Unfortunately the findability for this customer does not behave normally. Even prior to the software update we have more alarms than we would expect from random fluctuations alone. This departure from normality is not entirely unexpected, especially when dealing with hourly timescales: for example different findability in mobile and desktop, coupled with different access profiles along the day could introduce systematic effects that will make the data less normal.
Even in this scenario an alert system that would flag a few consecutive or near consecutive 3σ threshold violations would pick the change in findability on or about 1st September as expected. The optimization of the different parametres (threshold level and window length, number of samples required for an alert, etc.) is very much dependent on both the signal characteristics and the desired sensitivity to the different anomalies that can occur.
Outlook
Normality provides valuable insight into a signal’s range of future values. Upon considering the context of a time series and setting thresholds accordingly it’s possible to assess the extent to which a value is anomalous. Furthermore assuming successive data points are independent, the probability of finding consecutive anomalies drops considerably thus improving the significance of detected anomalies.

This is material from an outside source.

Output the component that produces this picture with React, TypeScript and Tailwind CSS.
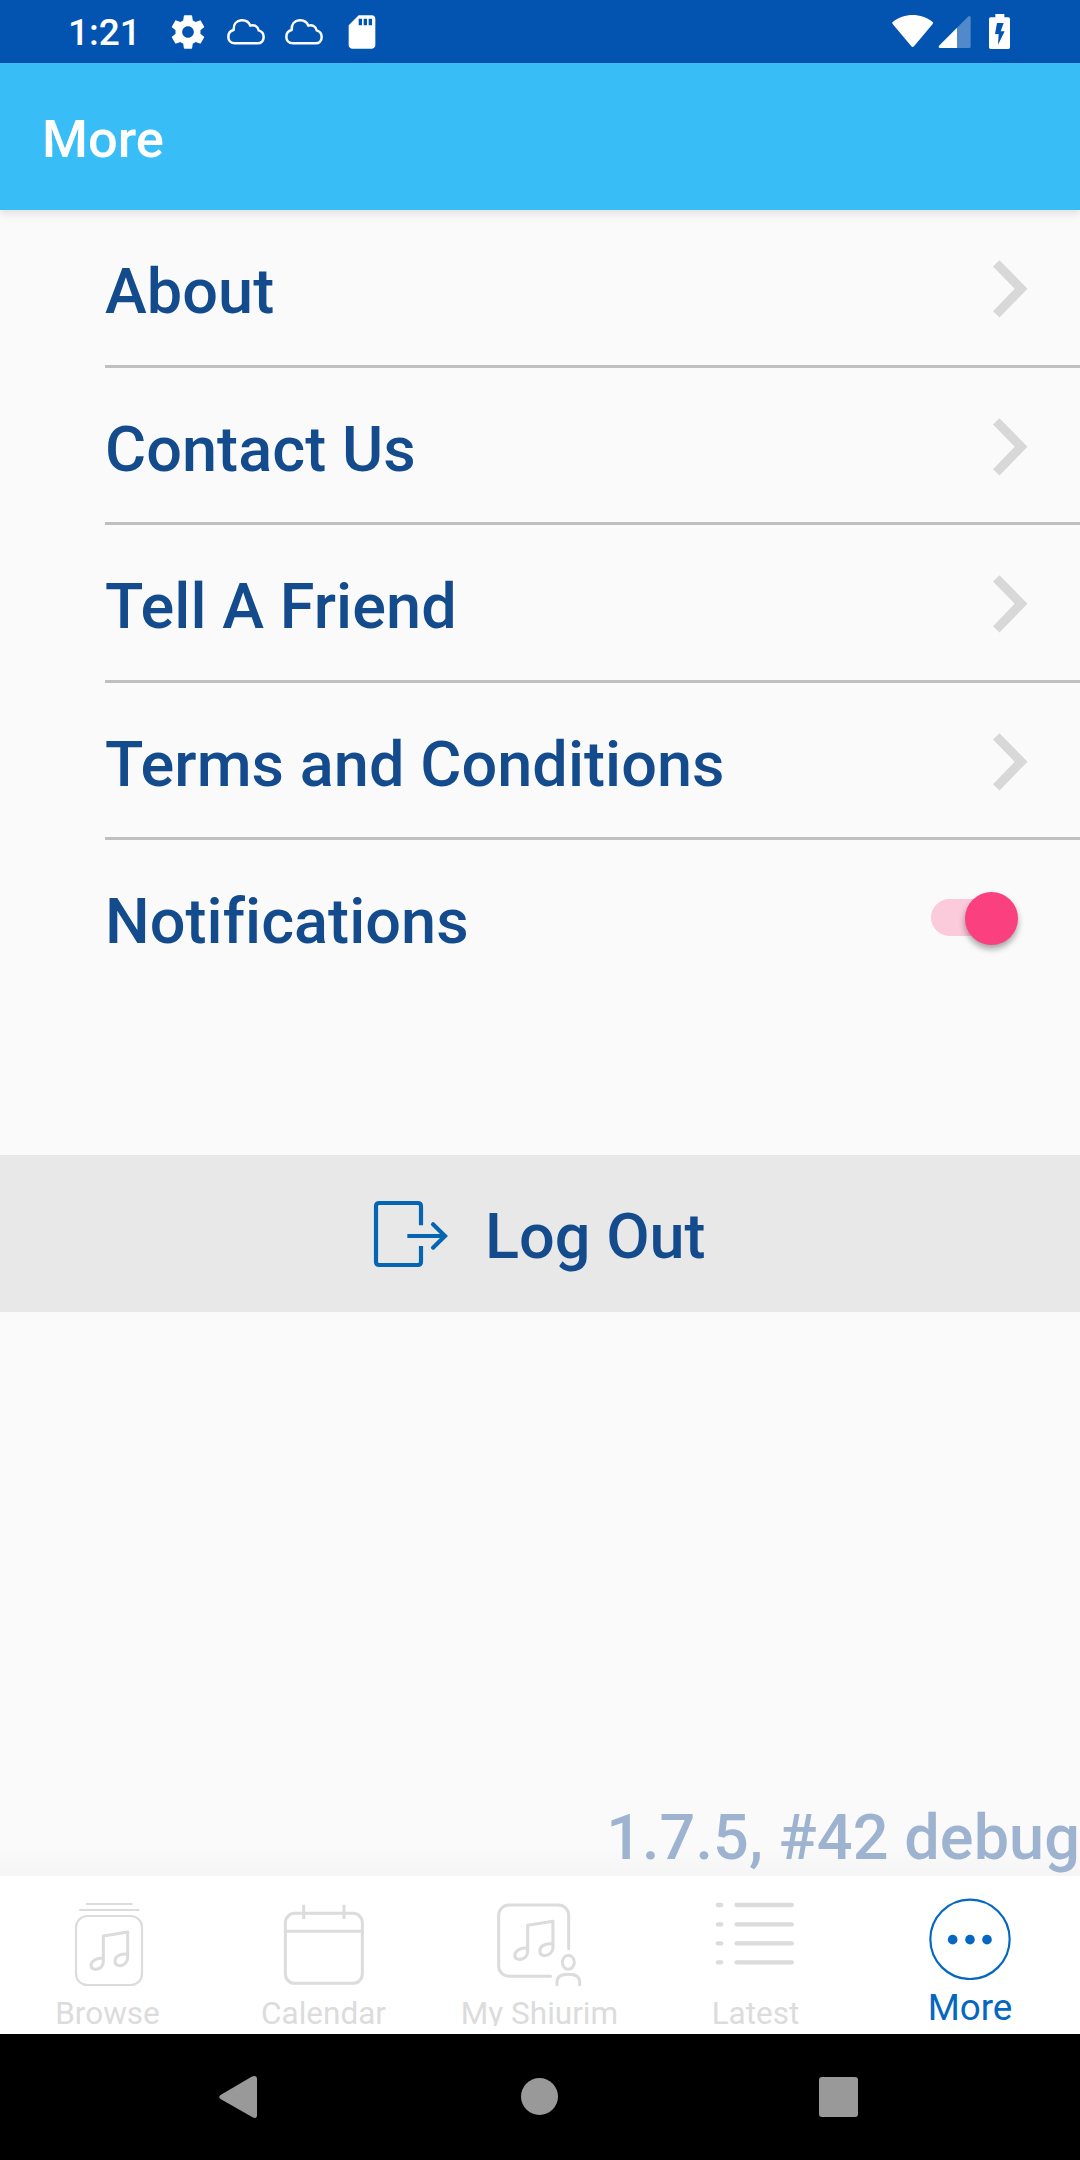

On its own, knowledge of stationary and normal series may not seem relevant as they are often amalgamated with trends and cycles that overwhelm data. However, there are techniques to remove any patterns from complex signals to isolate stationary, normally distributed data which is usually called noise. This noise may then be studied and used as a tool to model predictions, define uncertainty periods or detect anomalies as illustrated in this article.